(Code that builds pages)
—————

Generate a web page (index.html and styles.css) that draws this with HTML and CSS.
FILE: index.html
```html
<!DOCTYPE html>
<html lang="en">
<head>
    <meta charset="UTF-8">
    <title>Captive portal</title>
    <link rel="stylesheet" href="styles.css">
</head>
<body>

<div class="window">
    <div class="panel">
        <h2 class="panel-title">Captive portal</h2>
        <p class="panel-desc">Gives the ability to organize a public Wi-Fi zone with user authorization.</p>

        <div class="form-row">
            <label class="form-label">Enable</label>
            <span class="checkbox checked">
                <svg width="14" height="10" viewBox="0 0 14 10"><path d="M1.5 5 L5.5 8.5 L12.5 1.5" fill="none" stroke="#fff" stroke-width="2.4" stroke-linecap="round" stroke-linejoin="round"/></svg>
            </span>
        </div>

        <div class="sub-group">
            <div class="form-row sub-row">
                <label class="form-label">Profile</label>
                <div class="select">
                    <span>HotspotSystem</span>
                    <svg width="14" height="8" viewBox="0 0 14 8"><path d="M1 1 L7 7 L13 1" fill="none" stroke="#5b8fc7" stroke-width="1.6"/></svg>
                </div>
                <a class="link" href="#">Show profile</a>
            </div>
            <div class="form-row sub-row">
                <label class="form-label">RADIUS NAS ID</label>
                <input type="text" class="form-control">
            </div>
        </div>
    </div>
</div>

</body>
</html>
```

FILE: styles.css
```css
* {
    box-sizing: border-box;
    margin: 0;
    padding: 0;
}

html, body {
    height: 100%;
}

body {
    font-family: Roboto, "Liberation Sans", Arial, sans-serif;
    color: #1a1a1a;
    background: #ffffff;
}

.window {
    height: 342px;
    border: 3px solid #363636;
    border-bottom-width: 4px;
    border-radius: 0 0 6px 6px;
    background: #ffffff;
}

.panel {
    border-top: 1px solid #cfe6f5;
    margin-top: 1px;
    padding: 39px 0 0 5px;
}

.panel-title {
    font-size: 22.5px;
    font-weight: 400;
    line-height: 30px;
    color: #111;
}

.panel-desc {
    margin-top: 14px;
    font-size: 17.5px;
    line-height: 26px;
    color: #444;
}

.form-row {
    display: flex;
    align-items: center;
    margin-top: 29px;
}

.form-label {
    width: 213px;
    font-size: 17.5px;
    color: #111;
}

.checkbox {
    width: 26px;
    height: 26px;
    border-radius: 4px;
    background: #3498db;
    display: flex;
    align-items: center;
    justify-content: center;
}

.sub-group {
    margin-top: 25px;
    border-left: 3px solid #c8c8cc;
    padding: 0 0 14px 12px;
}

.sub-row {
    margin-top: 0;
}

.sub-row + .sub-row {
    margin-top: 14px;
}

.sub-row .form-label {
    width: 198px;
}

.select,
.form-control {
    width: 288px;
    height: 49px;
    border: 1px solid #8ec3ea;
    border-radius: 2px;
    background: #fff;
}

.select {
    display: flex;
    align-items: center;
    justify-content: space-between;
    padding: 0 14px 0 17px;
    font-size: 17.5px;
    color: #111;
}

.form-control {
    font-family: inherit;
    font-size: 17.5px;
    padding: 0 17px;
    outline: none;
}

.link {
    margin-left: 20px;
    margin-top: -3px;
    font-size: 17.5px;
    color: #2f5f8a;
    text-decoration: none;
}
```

—————

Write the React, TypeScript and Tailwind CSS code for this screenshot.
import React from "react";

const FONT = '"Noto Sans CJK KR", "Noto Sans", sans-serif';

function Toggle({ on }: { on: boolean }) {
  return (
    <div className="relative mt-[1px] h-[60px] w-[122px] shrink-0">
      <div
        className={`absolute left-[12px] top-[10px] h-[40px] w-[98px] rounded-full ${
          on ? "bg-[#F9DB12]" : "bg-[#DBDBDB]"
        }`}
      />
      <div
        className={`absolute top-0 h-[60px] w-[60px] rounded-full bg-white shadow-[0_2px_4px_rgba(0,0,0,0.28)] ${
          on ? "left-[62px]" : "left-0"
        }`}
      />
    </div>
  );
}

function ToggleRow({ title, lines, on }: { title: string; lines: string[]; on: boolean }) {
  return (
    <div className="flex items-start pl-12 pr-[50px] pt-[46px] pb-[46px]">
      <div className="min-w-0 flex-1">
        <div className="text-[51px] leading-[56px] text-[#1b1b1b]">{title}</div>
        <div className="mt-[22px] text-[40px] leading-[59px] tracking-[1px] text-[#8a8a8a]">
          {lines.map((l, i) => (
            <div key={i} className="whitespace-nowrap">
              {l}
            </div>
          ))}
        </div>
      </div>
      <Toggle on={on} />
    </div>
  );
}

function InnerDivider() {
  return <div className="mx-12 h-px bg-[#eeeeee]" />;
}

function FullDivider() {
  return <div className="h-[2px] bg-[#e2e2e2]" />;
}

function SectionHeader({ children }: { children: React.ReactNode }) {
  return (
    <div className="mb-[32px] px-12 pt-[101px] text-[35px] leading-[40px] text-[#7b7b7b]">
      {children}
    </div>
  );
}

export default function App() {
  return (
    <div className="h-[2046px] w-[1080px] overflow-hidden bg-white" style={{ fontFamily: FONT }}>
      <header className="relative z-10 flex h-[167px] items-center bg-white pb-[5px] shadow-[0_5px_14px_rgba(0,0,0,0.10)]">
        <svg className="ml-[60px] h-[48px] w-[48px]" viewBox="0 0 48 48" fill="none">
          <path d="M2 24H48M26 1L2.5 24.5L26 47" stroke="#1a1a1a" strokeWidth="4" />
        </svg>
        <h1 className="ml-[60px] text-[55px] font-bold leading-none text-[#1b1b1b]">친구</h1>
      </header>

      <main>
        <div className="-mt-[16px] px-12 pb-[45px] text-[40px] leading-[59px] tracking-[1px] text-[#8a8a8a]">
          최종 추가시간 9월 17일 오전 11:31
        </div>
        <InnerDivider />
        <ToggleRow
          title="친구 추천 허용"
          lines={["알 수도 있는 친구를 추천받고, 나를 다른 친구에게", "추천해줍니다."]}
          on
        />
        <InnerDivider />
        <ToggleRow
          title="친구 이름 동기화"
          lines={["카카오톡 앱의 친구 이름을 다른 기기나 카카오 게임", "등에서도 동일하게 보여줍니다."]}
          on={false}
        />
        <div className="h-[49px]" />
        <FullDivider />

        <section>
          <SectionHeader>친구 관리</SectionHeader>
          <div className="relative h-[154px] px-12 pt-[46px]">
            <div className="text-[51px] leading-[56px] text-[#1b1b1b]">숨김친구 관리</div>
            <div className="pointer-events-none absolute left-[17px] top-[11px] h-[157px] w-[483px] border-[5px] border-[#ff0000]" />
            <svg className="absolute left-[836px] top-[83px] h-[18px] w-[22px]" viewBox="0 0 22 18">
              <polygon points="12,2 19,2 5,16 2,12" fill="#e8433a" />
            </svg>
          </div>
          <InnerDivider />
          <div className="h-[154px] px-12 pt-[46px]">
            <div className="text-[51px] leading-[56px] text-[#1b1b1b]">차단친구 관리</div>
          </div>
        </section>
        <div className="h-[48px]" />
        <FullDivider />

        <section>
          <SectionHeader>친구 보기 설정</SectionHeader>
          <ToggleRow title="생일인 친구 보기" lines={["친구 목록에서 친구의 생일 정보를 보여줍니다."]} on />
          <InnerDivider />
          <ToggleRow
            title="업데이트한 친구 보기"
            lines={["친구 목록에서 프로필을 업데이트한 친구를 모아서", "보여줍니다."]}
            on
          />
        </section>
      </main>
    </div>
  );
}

—————

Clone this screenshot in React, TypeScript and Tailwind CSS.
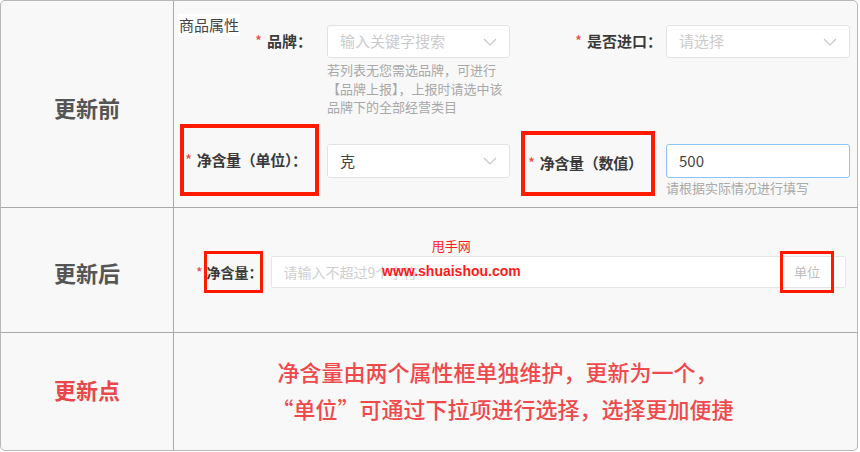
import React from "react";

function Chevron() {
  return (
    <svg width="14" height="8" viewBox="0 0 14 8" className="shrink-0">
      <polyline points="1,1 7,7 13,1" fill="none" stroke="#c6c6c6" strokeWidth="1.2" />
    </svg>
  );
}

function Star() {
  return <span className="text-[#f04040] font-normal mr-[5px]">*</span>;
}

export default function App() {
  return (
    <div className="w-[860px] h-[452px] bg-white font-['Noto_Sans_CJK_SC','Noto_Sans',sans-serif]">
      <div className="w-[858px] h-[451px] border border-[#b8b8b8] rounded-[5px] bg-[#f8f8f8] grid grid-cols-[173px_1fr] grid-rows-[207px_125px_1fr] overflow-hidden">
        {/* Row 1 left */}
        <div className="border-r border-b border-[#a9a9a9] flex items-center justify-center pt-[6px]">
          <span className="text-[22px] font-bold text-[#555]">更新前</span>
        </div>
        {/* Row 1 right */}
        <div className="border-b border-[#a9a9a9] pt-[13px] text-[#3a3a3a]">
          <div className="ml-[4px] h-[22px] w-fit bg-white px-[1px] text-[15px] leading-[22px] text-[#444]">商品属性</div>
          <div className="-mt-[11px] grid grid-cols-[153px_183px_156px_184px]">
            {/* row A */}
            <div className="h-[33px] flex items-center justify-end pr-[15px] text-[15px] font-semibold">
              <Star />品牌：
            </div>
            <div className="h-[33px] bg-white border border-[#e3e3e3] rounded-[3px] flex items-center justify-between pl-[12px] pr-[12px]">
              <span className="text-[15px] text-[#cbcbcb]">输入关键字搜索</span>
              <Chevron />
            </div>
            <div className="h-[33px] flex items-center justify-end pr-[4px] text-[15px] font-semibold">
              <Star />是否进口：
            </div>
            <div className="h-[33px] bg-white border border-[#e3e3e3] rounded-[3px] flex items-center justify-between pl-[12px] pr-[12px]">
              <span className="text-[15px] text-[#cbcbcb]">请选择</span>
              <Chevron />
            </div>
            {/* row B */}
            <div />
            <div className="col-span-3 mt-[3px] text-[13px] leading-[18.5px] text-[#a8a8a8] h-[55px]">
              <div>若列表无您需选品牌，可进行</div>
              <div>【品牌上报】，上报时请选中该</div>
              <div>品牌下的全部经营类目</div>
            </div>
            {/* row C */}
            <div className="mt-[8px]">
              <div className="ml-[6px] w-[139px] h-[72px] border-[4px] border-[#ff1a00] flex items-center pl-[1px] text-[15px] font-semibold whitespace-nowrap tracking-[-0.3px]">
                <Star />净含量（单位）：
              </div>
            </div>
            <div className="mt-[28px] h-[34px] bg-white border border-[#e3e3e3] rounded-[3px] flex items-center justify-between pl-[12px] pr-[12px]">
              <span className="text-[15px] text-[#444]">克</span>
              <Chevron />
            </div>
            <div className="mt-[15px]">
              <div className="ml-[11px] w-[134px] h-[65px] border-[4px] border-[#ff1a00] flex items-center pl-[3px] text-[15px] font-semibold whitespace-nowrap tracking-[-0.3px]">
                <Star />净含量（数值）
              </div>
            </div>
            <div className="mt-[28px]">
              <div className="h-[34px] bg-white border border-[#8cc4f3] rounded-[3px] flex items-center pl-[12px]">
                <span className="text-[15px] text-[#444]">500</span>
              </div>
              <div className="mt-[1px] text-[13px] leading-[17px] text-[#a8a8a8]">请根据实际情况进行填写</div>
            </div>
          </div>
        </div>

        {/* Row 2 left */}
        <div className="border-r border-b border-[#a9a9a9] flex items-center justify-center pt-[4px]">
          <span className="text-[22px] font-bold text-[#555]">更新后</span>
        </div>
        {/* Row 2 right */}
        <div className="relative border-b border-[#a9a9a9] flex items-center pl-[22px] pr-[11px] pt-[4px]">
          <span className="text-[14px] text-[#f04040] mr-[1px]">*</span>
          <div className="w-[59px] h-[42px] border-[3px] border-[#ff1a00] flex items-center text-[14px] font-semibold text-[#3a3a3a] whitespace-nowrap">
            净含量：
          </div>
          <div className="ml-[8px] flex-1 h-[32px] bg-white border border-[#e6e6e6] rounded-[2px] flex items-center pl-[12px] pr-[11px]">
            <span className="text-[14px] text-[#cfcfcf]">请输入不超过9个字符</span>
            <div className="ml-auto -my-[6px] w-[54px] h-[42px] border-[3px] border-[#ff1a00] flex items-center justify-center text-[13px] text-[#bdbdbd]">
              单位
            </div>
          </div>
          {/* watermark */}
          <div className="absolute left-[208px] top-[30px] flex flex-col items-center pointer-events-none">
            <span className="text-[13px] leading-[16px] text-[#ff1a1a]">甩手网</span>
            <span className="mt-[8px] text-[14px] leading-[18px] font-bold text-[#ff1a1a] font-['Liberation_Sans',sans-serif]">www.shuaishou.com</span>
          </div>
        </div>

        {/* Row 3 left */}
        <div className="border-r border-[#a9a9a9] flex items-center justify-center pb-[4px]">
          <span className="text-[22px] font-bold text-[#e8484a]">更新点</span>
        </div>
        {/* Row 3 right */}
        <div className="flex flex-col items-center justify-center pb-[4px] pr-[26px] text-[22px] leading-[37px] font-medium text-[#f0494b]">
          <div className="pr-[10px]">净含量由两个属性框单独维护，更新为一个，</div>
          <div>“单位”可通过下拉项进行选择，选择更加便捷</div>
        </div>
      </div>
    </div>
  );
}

—————

## To be done
Locate the word "index" in the records and collect each line it appears in.

## Complete answer
Generate a web page (index.html and styles.css) that draws this with HTML and CSS.
FILE: index.html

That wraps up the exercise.